The legacy system offered limited support for kit assembly workflows. Inventory consumption upon assembly completion required manual deduction, and assembly activity could not be tracked against a designated facility location within a single system.
The manufacturing capabilities within Apache OFBiz were leveraged to support a dedicated Kit Work Order workflow. A separate screen was developed for kit work orders, distinct from the regular work order interface. Two kit work order types were supported: Build and Consume. Upon completion, inventory was automatically consumed through a backflushing mechanism, eliminating manual inventory deduction after assembly. Facility locations were made assignable to work orders, enabling tracking of assembly activity at a specific location within the facility.
Summary
This case study highlights how complex maintenance operations in the aerospace MRO space can be managed through a structured and integrated system approach. By consolidating planning, execution, inventory, and procurement processes, the solution enabled greater operational alignment and improved control across interdependent repair workflows.

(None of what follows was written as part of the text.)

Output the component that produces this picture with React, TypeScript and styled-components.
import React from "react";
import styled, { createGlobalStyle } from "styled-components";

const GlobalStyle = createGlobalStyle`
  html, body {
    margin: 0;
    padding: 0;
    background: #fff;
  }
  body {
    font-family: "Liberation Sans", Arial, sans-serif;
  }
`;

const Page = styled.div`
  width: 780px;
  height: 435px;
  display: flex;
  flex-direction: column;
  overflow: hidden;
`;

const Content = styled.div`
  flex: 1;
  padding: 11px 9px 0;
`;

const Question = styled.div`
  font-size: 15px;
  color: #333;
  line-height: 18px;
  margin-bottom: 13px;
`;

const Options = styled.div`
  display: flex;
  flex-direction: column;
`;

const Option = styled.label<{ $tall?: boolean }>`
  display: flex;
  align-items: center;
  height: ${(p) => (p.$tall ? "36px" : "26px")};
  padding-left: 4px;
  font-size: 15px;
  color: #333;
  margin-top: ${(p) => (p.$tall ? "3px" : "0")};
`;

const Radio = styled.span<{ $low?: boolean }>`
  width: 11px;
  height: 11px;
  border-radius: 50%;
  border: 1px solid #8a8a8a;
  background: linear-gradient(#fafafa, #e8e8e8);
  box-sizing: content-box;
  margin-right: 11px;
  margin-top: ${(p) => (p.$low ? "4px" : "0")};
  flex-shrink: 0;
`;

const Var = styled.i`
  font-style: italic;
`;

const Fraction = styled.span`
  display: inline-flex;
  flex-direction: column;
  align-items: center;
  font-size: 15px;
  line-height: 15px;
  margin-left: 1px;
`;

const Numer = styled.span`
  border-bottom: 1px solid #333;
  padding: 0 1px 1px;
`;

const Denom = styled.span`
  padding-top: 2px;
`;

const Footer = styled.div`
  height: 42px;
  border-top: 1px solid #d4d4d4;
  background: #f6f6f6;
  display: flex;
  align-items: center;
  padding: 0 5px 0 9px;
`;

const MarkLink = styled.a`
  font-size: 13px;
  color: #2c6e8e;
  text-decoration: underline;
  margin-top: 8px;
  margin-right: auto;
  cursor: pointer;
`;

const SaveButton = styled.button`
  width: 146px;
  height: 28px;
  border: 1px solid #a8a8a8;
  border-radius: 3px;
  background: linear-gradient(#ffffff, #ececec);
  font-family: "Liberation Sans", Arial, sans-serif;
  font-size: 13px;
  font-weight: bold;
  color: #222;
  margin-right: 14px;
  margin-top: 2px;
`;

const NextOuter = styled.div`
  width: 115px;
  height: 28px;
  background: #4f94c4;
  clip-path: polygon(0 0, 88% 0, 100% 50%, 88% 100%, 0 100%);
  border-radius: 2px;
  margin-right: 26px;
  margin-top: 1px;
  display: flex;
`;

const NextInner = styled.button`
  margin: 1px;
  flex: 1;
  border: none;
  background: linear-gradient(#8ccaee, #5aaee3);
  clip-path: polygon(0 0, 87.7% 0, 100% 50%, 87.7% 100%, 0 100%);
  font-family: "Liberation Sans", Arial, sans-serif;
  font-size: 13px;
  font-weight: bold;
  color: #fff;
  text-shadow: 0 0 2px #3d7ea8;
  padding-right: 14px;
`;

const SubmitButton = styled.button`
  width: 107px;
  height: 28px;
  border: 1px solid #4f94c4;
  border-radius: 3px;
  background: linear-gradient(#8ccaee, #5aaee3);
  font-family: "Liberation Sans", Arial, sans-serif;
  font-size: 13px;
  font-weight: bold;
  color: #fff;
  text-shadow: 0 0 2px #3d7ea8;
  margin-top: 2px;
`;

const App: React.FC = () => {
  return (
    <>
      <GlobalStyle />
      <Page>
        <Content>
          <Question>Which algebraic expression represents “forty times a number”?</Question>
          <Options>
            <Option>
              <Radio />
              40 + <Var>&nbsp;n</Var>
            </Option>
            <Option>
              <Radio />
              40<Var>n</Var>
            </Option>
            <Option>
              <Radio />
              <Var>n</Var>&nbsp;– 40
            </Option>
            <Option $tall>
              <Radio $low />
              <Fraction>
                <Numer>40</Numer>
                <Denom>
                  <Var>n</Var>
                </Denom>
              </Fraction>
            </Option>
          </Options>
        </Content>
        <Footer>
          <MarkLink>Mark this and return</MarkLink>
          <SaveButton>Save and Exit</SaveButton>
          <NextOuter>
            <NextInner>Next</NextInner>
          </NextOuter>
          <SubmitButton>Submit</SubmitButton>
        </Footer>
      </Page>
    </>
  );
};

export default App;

By leveraging and extending the core constructs of Apache OFBiz, the system was tailored to support maintenance-specific requirements such as standardized workflows, dependency-driven execution, attribute-based material allocation, and end-to-end operational tracking. This ensured that all the critical processes were managed within a single system rather than across fragmented tools and systems.
The result is a scalable and adaptable foundation that enhanced visibility, improved coordination across teams, and strengthened control over maintenance operations. This case also reflects HotWax Systems’ expertise in building custom supply chain and operational solutions using open-source technologies such as Apache OFBiz and Moqui, supporting organizations across industries, including aerospace and MRO, in aligning systems with their business processes.